= PROBLEM REQUIREMENTS =
Extract every line that contains the string "React".

= RECORD EXCERPTS =
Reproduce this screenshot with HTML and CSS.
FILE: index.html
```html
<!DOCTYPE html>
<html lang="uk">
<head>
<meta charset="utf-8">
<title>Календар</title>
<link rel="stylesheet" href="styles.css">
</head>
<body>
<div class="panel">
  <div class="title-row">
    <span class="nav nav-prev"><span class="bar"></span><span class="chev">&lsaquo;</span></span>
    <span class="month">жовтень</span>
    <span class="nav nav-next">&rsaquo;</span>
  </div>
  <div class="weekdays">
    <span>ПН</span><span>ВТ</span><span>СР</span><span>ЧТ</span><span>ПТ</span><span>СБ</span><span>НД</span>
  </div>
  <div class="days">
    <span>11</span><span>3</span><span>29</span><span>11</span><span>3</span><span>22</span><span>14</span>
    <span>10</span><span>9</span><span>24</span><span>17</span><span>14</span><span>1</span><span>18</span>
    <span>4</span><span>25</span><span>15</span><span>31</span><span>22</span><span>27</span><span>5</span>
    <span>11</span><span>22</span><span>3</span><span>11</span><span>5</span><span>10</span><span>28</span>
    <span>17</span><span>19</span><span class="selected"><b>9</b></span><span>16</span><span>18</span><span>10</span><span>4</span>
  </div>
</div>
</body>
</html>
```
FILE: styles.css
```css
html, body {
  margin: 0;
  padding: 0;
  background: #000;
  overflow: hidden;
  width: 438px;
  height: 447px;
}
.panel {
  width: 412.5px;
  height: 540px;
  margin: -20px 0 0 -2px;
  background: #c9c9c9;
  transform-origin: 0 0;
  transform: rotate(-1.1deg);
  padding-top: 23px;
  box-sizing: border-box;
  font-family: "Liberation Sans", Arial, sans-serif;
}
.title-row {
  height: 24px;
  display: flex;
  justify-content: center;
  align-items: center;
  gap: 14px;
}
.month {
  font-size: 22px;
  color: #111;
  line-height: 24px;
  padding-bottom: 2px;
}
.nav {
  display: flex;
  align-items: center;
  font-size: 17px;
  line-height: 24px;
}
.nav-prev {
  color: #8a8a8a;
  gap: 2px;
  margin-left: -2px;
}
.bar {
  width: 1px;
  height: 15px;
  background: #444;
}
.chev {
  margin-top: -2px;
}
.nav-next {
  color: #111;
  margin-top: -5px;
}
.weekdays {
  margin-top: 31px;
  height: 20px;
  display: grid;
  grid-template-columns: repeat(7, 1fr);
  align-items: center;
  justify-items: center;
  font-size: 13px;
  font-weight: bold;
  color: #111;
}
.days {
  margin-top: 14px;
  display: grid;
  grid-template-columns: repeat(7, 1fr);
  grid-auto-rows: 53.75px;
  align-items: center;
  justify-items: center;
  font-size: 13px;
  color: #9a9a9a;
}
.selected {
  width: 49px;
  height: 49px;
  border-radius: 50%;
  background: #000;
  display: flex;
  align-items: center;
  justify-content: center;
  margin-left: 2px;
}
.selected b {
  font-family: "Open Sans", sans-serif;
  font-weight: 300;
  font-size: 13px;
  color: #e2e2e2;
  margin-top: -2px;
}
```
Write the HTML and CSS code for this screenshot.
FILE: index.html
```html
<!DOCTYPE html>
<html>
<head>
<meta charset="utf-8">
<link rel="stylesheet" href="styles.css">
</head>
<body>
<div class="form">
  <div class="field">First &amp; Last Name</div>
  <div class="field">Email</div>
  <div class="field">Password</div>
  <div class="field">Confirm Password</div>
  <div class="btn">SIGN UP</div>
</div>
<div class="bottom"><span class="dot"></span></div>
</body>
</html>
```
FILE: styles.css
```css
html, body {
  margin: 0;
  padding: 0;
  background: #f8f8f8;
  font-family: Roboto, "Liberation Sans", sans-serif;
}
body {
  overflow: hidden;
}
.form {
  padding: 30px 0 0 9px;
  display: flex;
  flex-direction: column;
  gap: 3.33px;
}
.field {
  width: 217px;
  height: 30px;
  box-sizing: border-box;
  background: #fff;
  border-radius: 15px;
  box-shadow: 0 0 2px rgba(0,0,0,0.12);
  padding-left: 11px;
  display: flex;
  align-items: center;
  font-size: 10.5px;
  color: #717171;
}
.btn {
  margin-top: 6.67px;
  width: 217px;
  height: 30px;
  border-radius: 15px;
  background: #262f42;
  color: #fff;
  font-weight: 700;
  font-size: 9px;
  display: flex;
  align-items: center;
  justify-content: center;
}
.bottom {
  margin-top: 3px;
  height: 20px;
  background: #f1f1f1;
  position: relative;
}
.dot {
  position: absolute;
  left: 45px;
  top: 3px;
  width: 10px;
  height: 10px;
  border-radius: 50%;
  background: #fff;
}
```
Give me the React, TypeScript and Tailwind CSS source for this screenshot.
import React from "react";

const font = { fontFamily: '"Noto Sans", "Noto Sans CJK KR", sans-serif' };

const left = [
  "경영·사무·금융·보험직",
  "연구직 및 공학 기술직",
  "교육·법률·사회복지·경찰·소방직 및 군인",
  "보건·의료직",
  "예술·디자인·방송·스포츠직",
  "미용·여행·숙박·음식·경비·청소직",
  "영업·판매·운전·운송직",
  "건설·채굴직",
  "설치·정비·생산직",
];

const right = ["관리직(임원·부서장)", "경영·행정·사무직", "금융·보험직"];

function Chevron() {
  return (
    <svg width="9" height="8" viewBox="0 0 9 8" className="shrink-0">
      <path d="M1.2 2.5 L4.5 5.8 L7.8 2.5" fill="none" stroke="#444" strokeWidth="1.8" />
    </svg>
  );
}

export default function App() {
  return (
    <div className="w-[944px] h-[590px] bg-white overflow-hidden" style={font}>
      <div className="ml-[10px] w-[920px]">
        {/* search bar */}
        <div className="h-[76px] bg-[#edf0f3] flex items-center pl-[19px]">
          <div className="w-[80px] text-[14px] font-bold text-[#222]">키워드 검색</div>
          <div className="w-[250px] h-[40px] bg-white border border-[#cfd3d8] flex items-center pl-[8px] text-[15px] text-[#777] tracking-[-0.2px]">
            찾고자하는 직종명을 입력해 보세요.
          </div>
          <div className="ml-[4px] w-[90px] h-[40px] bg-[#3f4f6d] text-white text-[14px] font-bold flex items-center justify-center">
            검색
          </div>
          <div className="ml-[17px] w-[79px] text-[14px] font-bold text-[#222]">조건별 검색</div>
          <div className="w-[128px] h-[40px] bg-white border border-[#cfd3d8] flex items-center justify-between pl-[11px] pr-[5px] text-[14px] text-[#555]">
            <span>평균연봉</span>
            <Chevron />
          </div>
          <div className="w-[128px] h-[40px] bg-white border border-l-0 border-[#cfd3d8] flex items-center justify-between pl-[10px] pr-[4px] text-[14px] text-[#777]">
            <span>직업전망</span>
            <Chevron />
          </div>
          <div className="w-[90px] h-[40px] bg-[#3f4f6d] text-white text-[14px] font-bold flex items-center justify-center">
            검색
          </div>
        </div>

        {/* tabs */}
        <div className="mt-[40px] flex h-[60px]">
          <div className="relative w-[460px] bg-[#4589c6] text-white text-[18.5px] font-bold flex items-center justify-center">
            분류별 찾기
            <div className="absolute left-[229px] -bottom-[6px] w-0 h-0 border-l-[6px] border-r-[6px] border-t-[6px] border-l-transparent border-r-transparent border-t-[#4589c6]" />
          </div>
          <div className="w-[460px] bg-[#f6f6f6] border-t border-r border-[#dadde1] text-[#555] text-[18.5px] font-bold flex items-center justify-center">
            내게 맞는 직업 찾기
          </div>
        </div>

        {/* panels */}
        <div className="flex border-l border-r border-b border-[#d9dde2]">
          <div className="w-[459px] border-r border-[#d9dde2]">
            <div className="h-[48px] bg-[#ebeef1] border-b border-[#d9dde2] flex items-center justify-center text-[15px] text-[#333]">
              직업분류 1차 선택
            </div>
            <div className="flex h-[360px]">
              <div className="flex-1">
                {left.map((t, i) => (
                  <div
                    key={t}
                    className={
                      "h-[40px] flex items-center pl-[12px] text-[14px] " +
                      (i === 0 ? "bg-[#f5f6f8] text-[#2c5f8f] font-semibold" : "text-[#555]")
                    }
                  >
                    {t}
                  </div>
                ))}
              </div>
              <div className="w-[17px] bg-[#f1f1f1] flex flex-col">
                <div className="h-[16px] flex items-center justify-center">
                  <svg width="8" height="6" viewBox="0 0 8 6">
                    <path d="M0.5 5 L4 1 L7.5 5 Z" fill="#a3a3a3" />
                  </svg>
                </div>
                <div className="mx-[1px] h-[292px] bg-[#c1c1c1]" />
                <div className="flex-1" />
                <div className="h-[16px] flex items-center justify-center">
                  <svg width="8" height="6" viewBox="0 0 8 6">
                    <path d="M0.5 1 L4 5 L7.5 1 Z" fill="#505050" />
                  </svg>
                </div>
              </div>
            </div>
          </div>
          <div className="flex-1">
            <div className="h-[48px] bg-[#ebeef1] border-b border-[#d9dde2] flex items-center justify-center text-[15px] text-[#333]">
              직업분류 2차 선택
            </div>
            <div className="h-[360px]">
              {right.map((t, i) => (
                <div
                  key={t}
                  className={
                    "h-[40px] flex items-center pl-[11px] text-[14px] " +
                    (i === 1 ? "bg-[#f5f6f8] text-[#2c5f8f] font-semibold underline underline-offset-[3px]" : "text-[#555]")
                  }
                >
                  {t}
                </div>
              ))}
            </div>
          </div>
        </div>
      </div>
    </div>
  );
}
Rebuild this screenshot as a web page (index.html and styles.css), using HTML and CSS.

= PROBLEM SOLUTION =
Give me the React, TypeScript and Tailwind CSS source for this screenshot.
import React from "react";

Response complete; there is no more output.